> [Given problem] Give the material once more, word for word, without any images.

> [Source data]
* * * * *

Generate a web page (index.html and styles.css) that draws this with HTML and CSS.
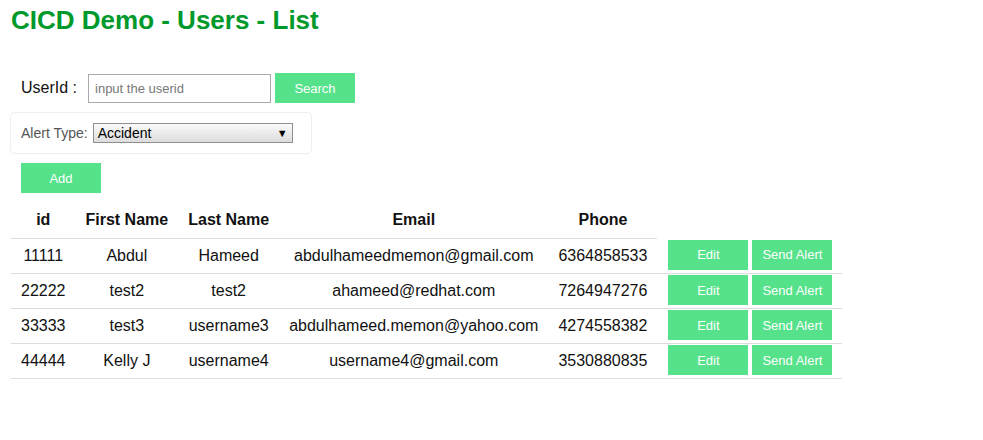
FILE: index.html
```html
<!DOCTYPE html>
<html>
<head>
<meta charset="utf-8">
<link rel="stylesheet" href="styles.css">
</head>
<body>
<div class="page">
  <h1 class="title">CICD Demo - Users - List</h1>
  <div class="search-row">
    <span class="label">UserId :</span>
    <input class="search-input" type="text" placeholder="input the userid">
    <button class="btn">Search</button>
  </div>
  <div class="alert-box">
    <span class="alert-label">Alert Type:</span>
    <div class="select">
      <span>Accident</span>
      <span class="arrow">▼</span>
    </div>
  </div>
  <button class="btn add-btn">Add</button>
  <table class="users">
    <thead>
      <tr><th>id</th><th>First Name</th><th>Last Name</th><th>Email</th><th>Phone</th><th class="empty"></th></tr>
    </thead>
    <tbody>
      <tr><td>11111</td><td>Abdul</td><td>Hameed</td><td>abdulhameedmemon@gmail.com</td><td>6364858533</td><td class="actions"><button class="btn">Edit</button><button class="btn">Send Alert</button></td></tr>
      <tr><td>22222</td><td>test2</td><td>test2</td><td>ahameed@redhat.com</td><td>7264947276</td><td class="actions"><button class="btn">Edit</button><button class="btn">Send Alert</button></td></tr>
      <tr><td>33333</td><td>test3</td><td>username3</td><td>abdulhameed.memon@yahoo.com</td><td>4274558382</td><td class="actions"><button class="btn">Edit</button><button class="btn">Send Alert</button></td></tr>
      <tr><td>44444</td><td>Kelly J</td><td>username4</td><td>username4@gmail.com</td><td>3530880835</td><td class="actions"><button class="btn">Edit</button><button class="btn">Send Alert</button></td></tr>
    </tbody>
  </table>
</div>
</body>
</html>
```
FILE: styles.css
```css
html, body {
  margin: 0;
  background: #fff;
  font-family: "Liberation Sans", Arial, sans-serif;
  color: #111;
}
.page {
  padding-left: 10px;
}
.title {
  margin: 6px 0 0 1px;
  font-size: 26px;
  font-weight: bold;
  color: #00992b;
  line-height: 29px;
}
.search-row {
  display: flex;
  align-items: center;
  margin-top: 38px;
  padding-left: 11px;
  height: 30px;
}
.label {
  font-size: 16px;
  margin-right: 11px;
}
.search-input {
  box-sizing: border-box;
  width: 183px;
  height: 29px;
  border: 1px solid #a9a9a9;
  padding: 0 6px;
  font-family: "Liberation Sans", Arial, sans-serif;
  font-size: 13px;
  margin: 1px 4px 0 0;
  outline: none;
}
.search-input::placeholder {
  color: #777;
}
.btn {
  box-sizing: border-box;
  width: 80px;
  height: 30px;
  border: none;
  background: #55e28a;
  color: #fff;
  font-family: "Liberation Sans", Arial, sans-serif;
  font-size: 13px;
  padding: 0;
  cursor: pointer;
}
.alert-box {
  box-sizing: border-box;
  display: flex;
  align-items: center;
  width: 302px;
  height: 42px;
  margin-top: 9px;
  padding-left: 10px;
  border: 1px solid #eeeeee;
  border-radius: 5px;
  box-shadow: 0 0 2px rgba(0,0,0,0.04);
}
.alert-label {
  font-size: 14px;
  color: #555;
  margin-right: 5px;
}
.select {
  box-sizing: border-box;
  display: flex;
  align-items: center;
  justify-content: space-between;
  width: 200px;
  height: 20px;
  border: 1px solid #8f8f8f;
  background: linear-gradient(#fbfbfb, #dcdcdc);
  padding: 0 4px 0 4px;
  font-size: 14px;
  color: #000;
}
.arrow {
  font-size: 11px;
  line-height: 1;
}
.add-btn {
  display: block;
  margin: 9px 0 0 11px;
}
.users {
  margin: 11px 0 0 1px;
  border-collapse: collapse;
  font-size: 16px;
}
.users th {
  font-weight: bold;
  padding: 7px 10px 9px;
  line-height: 18px;
  border-bottom: 1px solid #dddddd;
  text-align: center;
}
.users th.empty {
  border-bottom: none;
}
.users td {
  padding: 8px 10px;
  line-height: 18px;
  border-bottom: 1px solid #dddddd;
  text-align: center;
  white-space: nowrap;
}
.users td.actions {
  padding: 1px 10px 0 11px;
  vertical-align: top;
}
.actions .btn {
  vertical-align: top;
}
.actions .btn + .btn {
  margin-left: 4px;
}
```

* * * * *

> [Answer to the task]
Generate a web page (index.html and styles.css) that draws this with HTML and CSS.
FILE: index.html
```html
<!DOCTYPE html>
<html>
<head>
<meta charset="utf-8">
<link rel="stylesheet" href="styles.css">
</head>
<body>
<div class="page">
  <h1 class="title">CICD Demo - Users - List</h1>
  <div class="search-row">
    <span class="label">UserId :</span>
    <input class="search-input" type="text" placeholder="input the userid">
    <button class="btn">Search</button>
  </div>
  <div class="alert-box">
    <span class="alert-label">Alert Type:</span>
    <div class="select">
      <span>Accident</span>
      <span class="arrow">▼</span>
    </div>
  </div>
  <button class="btn add-btn">Add</button>
  <table class="users">
    <thead>
      <tr><th>id</th><th>First Name</th><th>Last Name</th><th>Email</th><th>Phone</th><th class="empty"></th></tr>
    </thead>
    <tbody>
      <tr><td>11111</td><td>Abdul</td><td>Hameed</td><td>abdulhameedmemon@gmail.com</td><td>6364858533</td><td class="actions"><button class="btn">Edit</button><button class="btn">Send Alert</button></td></tr>
      <tr><td>22222</td><td>test2</td><td>test2</td><td>ahameed@redhat.com</td><td>7264947276</td><td class="actions"><button class="btn">Edit</button><button class="btn">Send Alert</button></td></tr>
      <tr><td>33333</td><td>test3</td><td>username3</td><td>abdulhameed.memon@yahoo.com</td><td>4274558382</td><td class="actions"><button class="btn">Edit</button><button class="btn">Send Alert</button></td></tr>
      <tr><td>44444</td><td>Kelly J</td><td>username4</td><td>username4@gmail.com</td><td>3530880835</td><td class="actions"><button class="btn">Edit</button><button class="btn">Send Alert</button></td></tr>
    </tbody>
  </table>
</div>
</body>
</html>
```
FILE: styles.css
```css
html, body {
  margin: 0;
  background: #fff;
  font-family: "Liberation Sans", Arial, sans-serif;
  color: #111;
}
.page {
  padding-left: 10px;
}
.title {
  margin: 6px 0 0 1px;
  font-size: 26px;
  font-weight: bold;
  color: #00992b;
  line-height: 29px;
}
.search-row {
  display: flex;
  align-items: center;
  margin-top: 38px;
  padding-left: 11px;
  height: 30px;
}
.label {
  font-size: 16px;
  margin-right: 11px;
}
.search-input {
  box-sizing: border-box;
  width: 183px;
  height: 29px;
  border: 1px solid #a9a9a9;
  padding: 0 6px;
  font-family: "Liberation Sans", Arial, sans-serif;
  font-size: 13px;
  margin: 1px 4px 0 0;
  outline: none;
}
.search-input::placeholder {
  color: #777;
}
.btn {
  box-sizing: border-box;
  width: 80px;
  height: 30px;
  border: none;
  background: #55e28a;
  color: #fff;
  font-family: "Liberation Sans", Arial, sans-serif;
  font-size: 13px;
  padding: 0;
  cursor: pointer;
}
.alert-box {
  box-sizing: border-box;
  display: flex;
  align-items: center;
  width: 302px;
  height: 42px;
  margin-top: 9px;
  padding-left: 10px;
  border: 1px solid #eeeeee;
  border-radius: 5px;
  box-shadow: 0 0 2px rgba(0,0,0,0.04);
}
.alert-label {
  font-size: 14px;
  color: #555;
  margin-right: 5px;
}
.select {
  box-sizing: border-box;
  display: flex;
  align-items: center;
  justify-content: space-between;
  width: 200px;
  height: 20px;
  border: 1px solid #8f8f8f;
  background: linear-gradient(#fbfbfb, #dcdcdc);
  padding: 0 4px 0 4px;
  font-size: 14px;
  color: #000;
}
.arrow {
  font-size: 11px;
  line-height: 1;
}
.add-btn {
  display: block;
  margin: 9px 0 0 11px;
}
.users {
  margin: 11px 0 0 1px;
  border-collapse: collapse;
  font-size: 16px;
}
.users th {
  font-weight: bold;
  padding: 7px 10px 9px;
  line-height: 18px;
  border-bottom: 1px solid #dddddd;
  text-align: center;
}
.users th.empty {
  border-bottom: none;
}
.users td {
  padding: 8px 10px;
  line-height: 18px;
  border-bottom: 1px solid #dddddd;
  text-align: center;
  white-space: nowrap;
}
.users td.actions {
  padding: 1px 10px 0 11px;
  vertical-align: top;
}
.actions .btn {
  vertical-align: top;
}
.actions .btn + .btn {
  margin-left: 4px;
}
```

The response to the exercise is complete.